* WHAT THE TASK ASKS: Copy the full set of lines exactly as given.

* INFORMATION SHOWN:
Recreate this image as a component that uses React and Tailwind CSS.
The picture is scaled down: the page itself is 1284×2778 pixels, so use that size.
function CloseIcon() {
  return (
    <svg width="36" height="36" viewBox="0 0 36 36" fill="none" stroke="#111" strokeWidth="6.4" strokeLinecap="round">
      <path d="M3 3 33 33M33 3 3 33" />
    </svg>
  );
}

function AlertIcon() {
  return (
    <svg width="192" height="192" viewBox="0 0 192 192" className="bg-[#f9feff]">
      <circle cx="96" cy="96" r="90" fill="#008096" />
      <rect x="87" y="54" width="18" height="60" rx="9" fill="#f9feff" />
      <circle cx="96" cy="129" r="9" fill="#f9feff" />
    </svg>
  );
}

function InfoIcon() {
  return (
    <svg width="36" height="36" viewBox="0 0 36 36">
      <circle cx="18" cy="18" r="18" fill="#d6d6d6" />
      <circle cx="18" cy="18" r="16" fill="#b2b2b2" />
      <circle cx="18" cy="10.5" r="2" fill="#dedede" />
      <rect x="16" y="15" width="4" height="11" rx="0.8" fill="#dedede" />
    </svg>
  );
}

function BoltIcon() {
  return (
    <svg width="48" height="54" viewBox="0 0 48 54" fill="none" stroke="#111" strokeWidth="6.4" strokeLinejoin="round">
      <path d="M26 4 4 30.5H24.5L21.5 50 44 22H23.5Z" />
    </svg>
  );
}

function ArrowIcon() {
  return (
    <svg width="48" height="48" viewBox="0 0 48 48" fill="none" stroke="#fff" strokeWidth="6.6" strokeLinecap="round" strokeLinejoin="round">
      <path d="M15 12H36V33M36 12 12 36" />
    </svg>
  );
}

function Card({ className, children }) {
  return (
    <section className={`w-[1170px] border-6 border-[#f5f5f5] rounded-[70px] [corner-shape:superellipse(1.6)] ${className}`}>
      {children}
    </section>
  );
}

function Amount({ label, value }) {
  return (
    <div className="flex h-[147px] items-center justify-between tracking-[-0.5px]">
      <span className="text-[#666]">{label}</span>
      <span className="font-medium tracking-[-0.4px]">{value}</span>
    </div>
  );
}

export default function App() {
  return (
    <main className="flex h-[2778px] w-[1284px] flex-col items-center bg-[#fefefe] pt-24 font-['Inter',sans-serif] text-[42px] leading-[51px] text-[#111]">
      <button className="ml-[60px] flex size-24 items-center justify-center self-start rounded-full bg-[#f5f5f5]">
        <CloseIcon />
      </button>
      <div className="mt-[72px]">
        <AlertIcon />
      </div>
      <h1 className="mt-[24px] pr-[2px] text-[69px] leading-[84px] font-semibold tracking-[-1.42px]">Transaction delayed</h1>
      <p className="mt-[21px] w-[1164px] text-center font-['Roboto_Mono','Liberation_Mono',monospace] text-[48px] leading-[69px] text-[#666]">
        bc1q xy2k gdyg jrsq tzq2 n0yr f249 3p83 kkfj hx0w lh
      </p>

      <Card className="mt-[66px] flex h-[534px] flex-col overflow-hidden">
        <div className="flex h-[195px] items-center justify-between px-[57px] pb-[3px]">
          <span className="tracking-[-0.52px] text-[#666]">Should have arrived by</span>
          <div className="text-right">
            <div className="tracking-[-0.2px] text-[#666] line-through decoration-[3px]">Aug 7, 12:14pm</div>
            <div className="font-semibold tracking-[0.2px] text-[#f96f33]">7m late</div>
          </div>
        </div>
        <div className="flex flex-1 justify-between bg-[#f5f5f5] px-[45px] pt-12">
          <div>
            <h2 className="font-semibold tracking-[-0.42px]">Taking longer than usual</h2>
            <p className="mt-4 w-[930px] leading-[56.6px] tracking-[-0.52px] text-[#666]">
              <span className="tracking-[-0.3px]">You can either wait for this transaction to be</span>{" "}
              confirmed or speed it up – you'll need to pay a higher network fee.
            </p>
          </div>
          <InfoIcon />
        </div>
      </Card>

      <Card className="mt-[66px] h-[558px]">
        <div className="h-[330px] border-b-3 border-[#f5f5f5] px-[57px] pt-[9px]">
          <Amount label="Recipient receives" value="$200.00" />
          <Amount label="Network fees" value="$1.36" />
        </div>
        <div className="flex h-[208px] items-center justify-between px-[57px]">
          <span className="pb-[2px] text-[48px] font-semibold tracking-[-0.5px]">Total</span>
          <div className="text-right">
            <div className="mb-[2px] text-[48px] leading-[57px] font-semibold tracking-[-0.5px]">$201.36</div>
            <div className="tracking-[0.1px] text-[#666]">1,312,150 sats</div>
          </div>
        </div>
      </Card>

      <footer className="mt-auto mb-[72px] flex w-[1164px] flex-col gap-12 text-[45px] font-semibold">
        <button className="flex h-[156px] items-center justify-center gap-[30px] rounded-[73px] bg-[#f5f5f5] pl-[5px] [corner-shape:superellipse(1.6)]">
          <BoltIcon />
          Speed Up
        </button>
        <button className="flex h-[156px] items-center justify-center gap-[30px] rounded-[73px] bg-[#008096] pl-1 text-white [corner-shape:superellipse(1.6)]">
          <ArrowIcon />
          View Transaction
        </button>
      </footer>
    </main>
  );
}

* CORRECT OUTPUT:
Recreate this image as a component that uses React and Tailwind CSS.
The picture is scaled down: the page itself is 1284×2778 pixels, so use that size.
function CloseIcon() {
  return (
    <svg width="36" height="36" viewBox="0 0 36 36" fill="none" stroke="#111" strokeWidth="6.4" strokeLinecap="round">
      <path d="M3 3 33 33M33 3 3 33" />
    </svg>
  );
}

function AlertIcon() {
  return (
    <svg width="192" height="192" viewBox="0 0 192 192" className="bg-[#f9feff]">
      <circle cx="96" cy="96" r="90" fill="#008096" />
      <rect x="87" y="54" width="18" height="60" rx="9" fill="#f9feff" />
      <circle cx="96" cy="129" r="9" fill="#f9feff" />
    </svg>
  );
}

function InfoIcon() {
  return (
    <svg width="36" height="36" viewBox="0 0 36 36">
      <circle cx="18" cy="18" r="18" fill="#d6d6d6" />
      <circle cx="18" cy="18" r="16" fill="#b2b2b2" />
      <circle cx="18" cy="10.5" r="2" fill="#dedede" />
      <rect x="16" y="15" width="4" height="11" rx="0.8" fill="#dedede" />
    </svg>
  );
}

function BoltIcon() {
  return (
    <svg width="48" height="54" viewBox="0 0 48 54" fill="none" stroke="#111" strokeWidth="6.4" strokeLinejoin="round">
      <path d="M26 4 4 30.5H24.5L21.5 50 44 22H23.5Z" />
    </svg>
  );
}

function ArrowIcon() {
  return (
    <svg width="48" height="48" viewBox="0 0 48 48" fill="none" stroke="#fff" strokeWidth="6.6" strokeLinecap="round" strokeLinejoin="round">
      <path d="M15 12H36V33M36 12 12 36" />
    </svg>
  );
}

function Card({ className, children }) {
  return (
    <section className={`w-[1170px] border-6 border-[#f5f5f5] rounded-[70px] [corner-shape:superellipse(1.6)] ${className}`}>
      {children}
    </section>
  );
}

function Amount({ label, value }) {
  return (
    <div className="flex h-[147px] items-center justify-between tracking-[-0.5px]">
      <span className="text-[#666]">{label}</span>
      <span className="font-medium tracking-[-0.4px]">{value}</span>
    </div>
  );
}

export default function App() {
  return (
    <main className="flex h-[2778px] w-[1284px] flex-col items-center bg-[#fefefe] pt-24 font-['Inter',sans-serif] text-[42px] leading-[51px] text-[#111]">
      <button className="ml-[60px] flex size-24 items-center justify-center self-start rounded-full bg-[#f5f5f5]">
        <CloseIcon />
      </button>
      <div className="mt-[72px]">
        <AlertIcon />
      </div>
      <h1 className="mt-[24px] pr-[2px] text-[69px] leading-[84px] font-semibold tracking-[-1.42px]">Transaction delayed</h1>
      <p className="mt-[21px] w-[1164px] text-center font-['Roboto_Mono','Liberation_Mono',monospace] text-[48px] leading-[69px] text-[#666]">
        bc1q xy2k gdyg jrsq tzq2 n0yr f249 3p83 kkfj hx0w lh
      </p>

      <Card className="mt-[66px] flex h-[534px] flex-col overflow-hidden">
        <div className="flex h-[195px] items-center justify-between px-[57px] pb-[3px]">
          <span className="tracking-[-0.52px] text-[#666]">Should have arrived by</span>
          <div className="text-right">
            <div className="tracking-[-0.2px] text-[#666] line-through decoration-[3px]">Aug 7, 12:14pm</div>
            <div className="font-semibold tracking-[0.2px] text-[#f96f33]">7m late</div>
          </div>
        </div>
        <div className="flex flex-1 justify-between bg-[#f5f5f5] px-[45px] pt-12">
          <div>
            <h2 className="font-semibold tracking-[-0.42px]">Taking longer than usual</h2>
            <p className="mt-4 w-[930px] leading-[56.6px] tracking-[-0.52px] text-[#666]">
              <span className="tracking-[-0.3px]">You can either wait for this transaction to be</span>{" "}
              confirmed or speed it up – you'll need to pay a higher network fee.
            </p>
          </div>
          <InfoIcon />
        </div>
      </Card>

      <Card className="mt-[66px] h-[558px]">
        <div className="h-[330px] border-b-3 border-[#f5f5f5] px-[57px] pt-[9px]">
          <Amount label="Recipient receives" value="$200.00" />
          <Amount label="Network fees" value="$1.36" />
        </div>
        <div className="flex h-[208px] items-center justify-between px-[57px]">
          <span className="pb-[2px] text-[48px] font-semibold tracking-[-0.5px]">Total</span>
          <div className="text-right">
            <div className="mb-[2px] text-[48px] leading-[57px] font-semibold tracking-[-0.5px]">$201.36</div>
            <div className="tracking-[0.1px] text-[#666]">1,312,150 sats</div>
          </div>
        </div>
      </Card>

      <footer className="mt-auto mb-[72px] flex w-[1164px] flex-col gap-12 text-[45px] font-semibold">
        <button className="flex h-[156px] items-center justify-center gap-[30px] rounded-[73px] bg-[#f5f5f5] pl-[5px] [corner-shape:superellipse(1.6)]">
          <BoltIcon />
          Speed Up
        </button>
        <button className="flex h-[156px] items-center justify-center gap-[30px] rounded-[73px] bg-[#008096] pl-1 text-white [corner-shape:superellipse(1.6)]">
          <ArrowIcon />
          View Transaction
        </button>
      </footer>
    </main>
  );
}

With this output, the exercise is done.